PROBLEM REQUIREMENTS: Each line of the listing must be transcribed exactly, except for the images, which should be excluded.

INFORMATION PROVIDED:
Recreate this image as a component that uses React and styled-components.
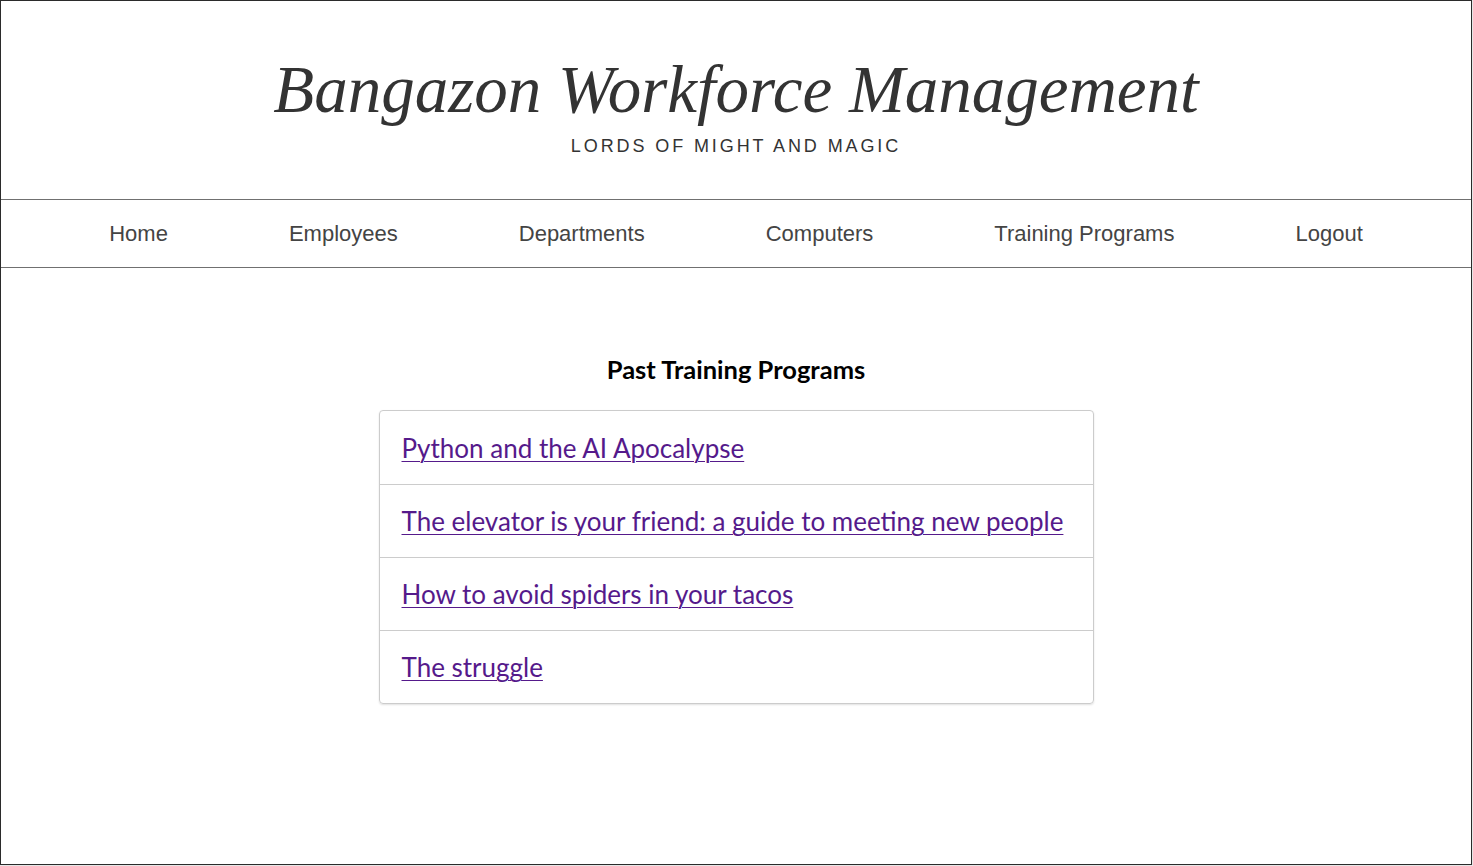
import React from 'react';
import styled, { createGlobalStyle } from 'styled-components';

const GlobalStyle = createGlobalStyle`
  html, body {
    margin: 0;
    padding: 0;
    background: #e6e6e6;
  }
  * {
    box-sizing: border-box;
  }
`;

const Frame = styled.div`
  width: 1472px;
  height: 865px;
  border: 1px solid #2b2b2b;
  background: #fff;
  display: flex;
  flex-direction: column;
`;

const Masthead = styled.header`
  height: 199px;
  border-bottom: 1px solid #707070;
  display: flex;
  flex-direction: column;
  align-items: center;
  padding-top: 52px;
`;

const Title = styled.h1`
  margin: 0;
  font-family: "Liberation Serif", "Times New Roman", serif;
  font-style: italic;
  font-weight: normal;
  font-size: 67px;
  line-height: 72px;
  color: #333;
`;

const Tagline = styled.p`
  margin: 11px 0 0;
  font-family: "Liberation Sans", Arial, sans-serif;
  font-size: 18px;
  letter-spacing: 2.9px;
  color: #333;
`;

const Nav = styled.nav`
  height: 68px;
  border-bottom: 1px solid #707070;
  display: flex;
  justify-content: center;
  align-items: center;
  gap: 121px;
`;

const NavLink = styled.a`
  font-family: "Liberation Sans", Arial, sans-serif;
  font-size: 22px;
  color: #444;
  text-decoration: none;
`;

const Main = styled.main`
  display: flex;
  flex-direction: column;
  align-items: center;
  padding-top: 86px;
`;

const Heading = styled.h2`
  margin: 0 0 26px;
  font-family: Lato, "Noto Sans", sans-serif;
  font-weight: bold;
  font-size: 25.5px;
  color: #000;
`;

const Card = styled.ul`
  list-style: none;
  margin: 0;
  padding: 0;
  width: 715px;
  border: 1px solid #ccc;
  border-radius: 4px;
  box-shadow: 0 1px 2px rgba(0, 0, 0, 0.12);
`;

const Row = styled.li`
  height: 73px;
  display: flex;
  align-items: center;
  padding-left: 22px;
  border-top: ${(p) => (p.first ? 'none' : '1px solid #ccc')};
`;

const ProgramLink = styled.a`
  font-family: Lato, "Noto Sans", sans-serif;
  font-size: 26px;
  color: #551a8b;
  text-decoration: underline;
  text-underline-offset: 3px;
  text-decoration-thickness: 1px;
`;

const navItems = ['Home', 'Employees', 'Departments', 'Computers', 'Training Programs', 'Logout'];

const programs = [
  'Python and the AI Apocalypse',
  'The elevator is your friend: a guide to meeting new people',
  'How to avoid spiders in your tacos',
  'The struggle',
];

export default function App() {
  return (
    <>
      <GlobalStyle />
      <Frame>
        <Masthead>
          <Title>Bangazon Workforce Management</Title>
          <Tagline>LORDS OF MIGHT AND MAGIC</Tagline>
        </Masthead>
        <Nav>
          {navItems.map((item) => (
            <NavLink key={item} href="#">
              {item}
            </NavLink>
          ))}
        </Nav>
        <Main>
          <Heading>Past Training Programs</Heading>
          <Card>
            {programs.map((name, i) => (
              <Row key={name} first={i === 0}>
                <ProgramLink href="#">{name}</ProgramLink>
              </Row>
            ))}
          </Card>
        </Main>
      </Frame>
    </>
  );
}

REPLY TO THE EXERCISE:
Recreate this image as a component that uses React and styled-components.
import React from 'react';
import styled, { createGlobalStyle } from 'styled-components';

const GlobalStyle = createGlobalStyle`
  html, body {
    margin: 0;
    padding: 0;
    background: #e6e6e6;
  }
  * {
    box-sizing: border-box;
  }
`;

const Frame = styled.div`
  width: 1472px;
  height: 865px;
  border: 1px solid #2b2b2b;
  background: #fff;
  display: flex;
  flex-direction: column;
`;

const Masthead = styled.header`
  height: 199px;
  border-bottom: 1px solid #707070;
  display: flex;
  flex-direction: column;
  align-items: center;
  padding-top: 52px;
`;

const Title = styled.h1`
  margin: 0;
  font-family: "Liberation Serif", "Times New Roman", serif;
  font-style: italic;
  font-weight: normal;
  font-size: 67px;
  line-height: 72px;
  color: #333;
`;

const Tagline = styled.p`
  margin: 11px 0 0;
  font-family: "Liberation Sans", Arial, sans-serif;
  font-size: 18px;
  letter-spacing: 2.9px;
  color: #333;
`;

const Nav = styled.nav`
  height: 68px;
  border-bottom: 1px solid #707070;
  display: flex;
  justify-content: center;
  align-items: center;
  gap: 121px;
`;

const NavLink = styled.a`
  font-family: "Liberation Sans", Arial, sans-serif;
  font-size: 22px;
  color: #444;
  text-decoration: none;
`;

const Main = styled.main`
  display: flex;
  flex-direction: column;
  align-items: center;
  padding-top: 86px;
`;

const Heading = styled.h2`
  margin: 0 0 26px;
  font-family: Lato, "Noto Sans", sans-serif;
  font-weight: bold;
  font-size: 25.5px;
  color: #000;
`;

const Card = styled.ul`
  list-style: none;
  margin: 0;
  padding: 0;
  width: 715px;
  border: 1px solid #ccc;
  border-radius: 4px;
  box-shadow: 0 1px 2px rgba(0, 0, 0, 0.12);
`;

const Row = styled.li`
  height: 73px;
  display: flex;
  align-items: center;
  padding-left: 22px;
  border-top: ${(p) => (p.first ? 'none' : '1px solid #ccc')};
`;

const ProgramLink = styled.a`
  font-family: Lato, "Noto Sans", sans-serif;
  font-size: 26px;
  color: #551a8b;
  text-decoration: underline;
  text-underline-offset: 3px;
  text-decoration-thickness: 1px;
`;

const navItems = ['Home', 'Employees', 'Departments', 'Computers', 'Training Programs', 'Logout'];

const programs = [
  'Python and the AI Apocalypse',
  'The elevator is your friend: a guide to meeting new people',
  'How to avoid spiders in your tacos',
  'The struggle',
];

export default function App() {
  return (
    <>
      <GlobalStyle />
      <Frame>
        <Masthead>
          <Title>Bangazon Workforce Management</Title>
          <Tagline>LORDS OF MIGHT AND MAGIC</Tagline>
        </Masthead>
        <Nav>
          {navItems.map((item) => (
            <NavLink key={item} href="#">
              {item}
            </NavLink>
          ))}
        </Nav>
        <Main>
          <Heading>Past Training Programs</Heading>
          <Card>
            {programs.map((name, i) => (
              <Row key={name} first={i === 0}>
                <ProgramLink href="#">{name}</ProgramLink>
              </Row>
            ))}
          </Card>
        </Main>
      </Frame>
    </>
  );
}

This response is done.